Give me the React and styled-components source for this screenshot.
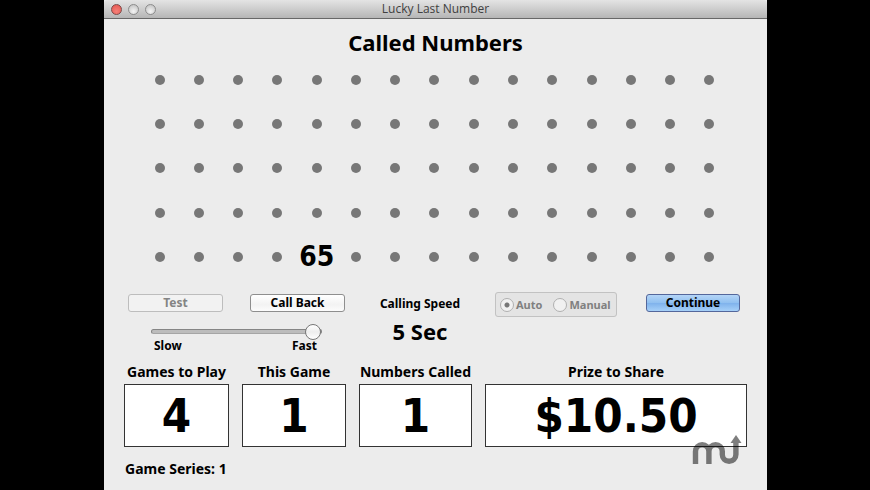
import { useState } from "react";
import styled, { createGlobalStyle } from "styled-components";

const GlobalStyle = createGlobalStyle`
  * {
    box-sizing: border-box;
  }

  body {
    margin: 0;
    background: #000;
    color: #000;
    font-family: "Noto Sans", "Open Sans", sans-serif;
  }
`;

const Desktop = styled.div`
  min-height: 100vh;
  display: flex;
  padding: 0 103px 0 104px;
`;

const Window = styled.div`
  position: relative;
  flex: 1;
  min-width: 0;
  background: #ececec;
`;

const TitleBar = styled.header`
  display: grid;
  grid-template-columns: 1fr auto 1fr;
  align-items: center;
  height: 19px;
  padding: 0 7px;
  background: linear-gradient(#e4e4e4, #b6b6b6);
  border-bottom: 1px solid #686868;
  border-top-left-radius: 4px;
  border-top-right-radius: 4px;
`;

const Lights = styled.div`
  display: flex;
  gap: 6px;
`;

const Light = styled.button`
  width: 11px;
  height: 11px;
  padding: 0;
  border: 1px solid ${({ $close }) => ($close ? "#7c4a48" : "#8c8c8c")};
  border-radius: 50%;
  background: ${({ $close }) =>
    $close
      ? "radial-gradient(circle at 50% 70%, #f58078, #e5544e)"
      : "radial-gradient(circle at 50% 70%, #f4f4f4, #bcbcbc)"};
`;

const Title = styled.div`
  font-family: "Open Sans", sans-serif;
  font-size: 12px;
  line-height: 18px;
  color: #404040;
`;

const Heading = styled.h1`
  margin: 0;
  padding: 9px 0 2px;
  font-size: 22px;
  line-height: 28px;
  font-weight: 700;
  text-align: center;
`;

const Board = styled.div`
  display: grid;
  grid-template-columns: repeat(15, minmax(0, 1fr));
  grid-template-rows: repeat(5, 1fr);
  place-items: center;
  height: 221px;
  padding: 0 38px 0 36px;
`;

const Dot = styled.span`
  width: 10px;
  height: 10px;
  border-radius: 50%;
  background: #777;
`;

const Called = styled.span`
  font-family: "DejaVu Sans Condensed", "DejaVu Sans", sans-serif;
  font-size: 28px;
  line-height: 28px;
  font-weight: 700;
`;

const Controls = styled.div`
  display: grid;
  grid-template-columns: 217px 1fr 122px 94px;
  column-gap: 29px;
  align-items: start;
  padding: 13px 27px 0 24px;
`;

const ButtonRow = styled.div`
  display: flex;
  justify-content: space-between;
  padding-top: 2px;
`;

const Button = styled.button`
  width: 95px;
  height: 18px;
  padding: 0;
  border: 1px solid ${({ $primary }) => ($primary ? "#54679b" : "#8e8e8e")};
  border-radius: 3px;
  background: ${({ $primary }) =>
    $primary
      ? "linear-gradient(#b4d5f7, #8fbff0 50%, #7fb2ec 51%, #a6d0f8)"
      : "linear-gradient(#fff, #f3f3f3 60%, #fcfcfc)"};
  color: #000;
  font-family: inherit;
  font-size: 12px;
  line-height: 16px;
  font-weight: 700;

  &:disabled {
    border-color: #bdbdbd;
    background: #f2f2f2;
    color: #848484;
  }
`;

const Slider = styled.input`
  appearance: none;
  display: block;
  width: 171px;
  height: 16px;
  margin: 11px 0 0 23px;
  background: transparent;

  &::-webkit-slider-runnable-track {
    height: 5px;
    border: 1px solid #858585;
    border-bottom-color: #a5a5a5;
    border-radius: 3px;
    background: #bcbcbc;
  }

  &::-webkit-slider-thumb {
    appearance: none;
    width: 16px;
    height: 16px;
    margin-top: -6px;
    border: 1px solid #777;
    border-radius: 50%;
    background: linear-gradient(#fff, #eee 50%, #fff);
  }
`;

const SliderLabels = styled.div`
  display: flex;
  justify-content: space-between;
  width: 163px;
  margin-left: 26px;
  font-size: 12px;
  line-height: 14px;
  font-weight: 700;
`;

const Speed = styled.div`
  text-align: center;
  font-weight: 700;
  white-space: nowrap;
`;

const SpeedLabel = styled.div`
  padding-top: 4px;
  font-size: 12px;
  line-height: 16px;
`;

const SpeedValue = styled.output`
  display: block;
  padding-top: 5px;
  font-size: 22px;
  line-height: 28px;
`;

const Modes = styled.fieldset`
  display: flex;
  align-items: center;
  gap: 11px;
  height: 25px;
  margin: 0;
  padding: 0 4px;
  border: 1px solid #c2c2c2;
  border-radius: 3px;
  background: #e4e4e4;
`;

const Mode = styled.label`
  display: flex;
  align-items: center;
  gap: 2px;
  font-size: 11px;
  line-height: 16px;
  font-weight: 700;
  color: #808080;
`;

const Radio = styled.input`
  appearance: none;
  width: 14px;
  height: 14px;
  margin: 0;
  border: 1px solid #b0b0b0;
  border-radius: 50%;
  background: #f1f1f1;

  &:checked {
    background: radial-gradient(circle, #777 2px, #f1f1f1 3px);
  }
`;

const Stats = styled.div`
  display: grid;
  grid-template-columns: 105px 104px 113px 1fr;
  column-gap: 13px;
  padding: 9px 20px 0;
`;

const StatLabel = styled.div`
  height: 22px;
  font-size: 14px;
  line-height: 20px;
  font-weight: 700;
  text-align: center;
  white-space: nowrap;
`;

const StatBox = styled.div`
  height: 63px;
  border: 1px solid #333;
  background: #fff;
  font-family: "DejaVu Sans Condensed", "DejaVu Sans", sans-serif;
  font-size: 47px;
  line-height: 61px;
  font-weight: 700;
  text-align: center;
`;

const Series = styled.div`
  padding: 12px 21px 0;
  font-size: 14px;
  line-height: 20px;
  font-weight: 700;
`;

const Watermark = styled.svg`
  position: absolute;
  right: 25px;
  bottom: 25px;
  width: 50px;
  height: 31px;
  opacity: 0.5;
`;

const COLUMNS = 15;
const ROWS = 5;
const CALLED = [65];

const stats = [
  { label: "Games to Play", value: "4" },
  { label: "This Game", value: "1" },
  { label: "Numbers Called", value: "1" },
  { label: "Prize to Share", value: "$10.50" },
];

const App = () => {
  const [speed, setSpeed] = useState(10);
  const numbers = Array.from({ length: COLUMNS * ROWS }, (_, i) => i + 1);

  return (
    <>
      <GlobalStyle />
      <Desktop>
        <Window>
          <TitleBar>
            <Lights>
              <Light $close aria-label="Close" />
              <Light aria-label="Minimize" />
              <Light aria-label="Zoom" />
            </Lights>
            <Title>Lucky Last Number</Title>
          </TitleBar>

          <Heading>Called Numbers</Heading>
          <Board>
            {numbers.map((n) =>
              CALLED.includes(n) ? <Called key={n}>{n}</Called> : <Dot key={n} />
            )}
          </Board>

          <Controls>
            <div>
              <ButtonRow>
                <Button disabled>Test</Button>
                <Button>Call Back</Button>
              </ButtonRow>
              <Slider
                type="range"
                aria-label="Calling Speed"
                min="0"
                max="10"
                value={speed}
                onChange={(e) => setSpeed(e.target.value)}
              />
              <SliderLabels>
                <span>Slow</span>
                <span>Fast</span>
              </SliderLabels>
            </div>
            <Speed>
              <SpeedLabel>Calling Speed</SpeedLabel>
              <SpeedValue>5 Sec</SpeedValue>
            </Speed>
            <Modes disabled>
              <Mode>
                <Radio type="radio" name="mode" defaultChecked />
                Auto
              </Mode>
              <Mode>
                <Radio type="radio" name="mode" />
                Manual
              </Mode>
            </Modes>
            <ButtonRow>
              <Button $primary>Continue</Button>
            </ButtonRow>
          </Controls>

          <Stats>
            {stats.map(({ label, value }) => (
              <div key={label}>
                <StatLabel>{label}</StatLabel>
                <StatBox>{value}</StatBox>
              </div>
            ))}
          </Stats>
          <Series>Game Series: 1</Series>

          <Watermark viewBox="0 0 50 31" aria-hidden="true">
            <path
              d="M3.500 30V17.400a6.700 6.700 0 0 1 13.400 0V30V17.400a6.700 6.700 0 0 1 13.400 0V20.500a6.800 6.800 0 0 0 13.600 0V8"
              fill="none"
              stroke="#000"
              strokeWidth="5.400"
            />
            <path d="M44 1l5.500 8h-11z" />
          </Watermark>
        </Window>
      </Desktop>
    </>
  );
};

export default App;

☆ ☆ ☆ ☆ ☆

* _YOUR OBJECTIVE_: Work out how many lines above have the string "components" in them, and give only the number.

* _EXERCISE OUTPUT_: 2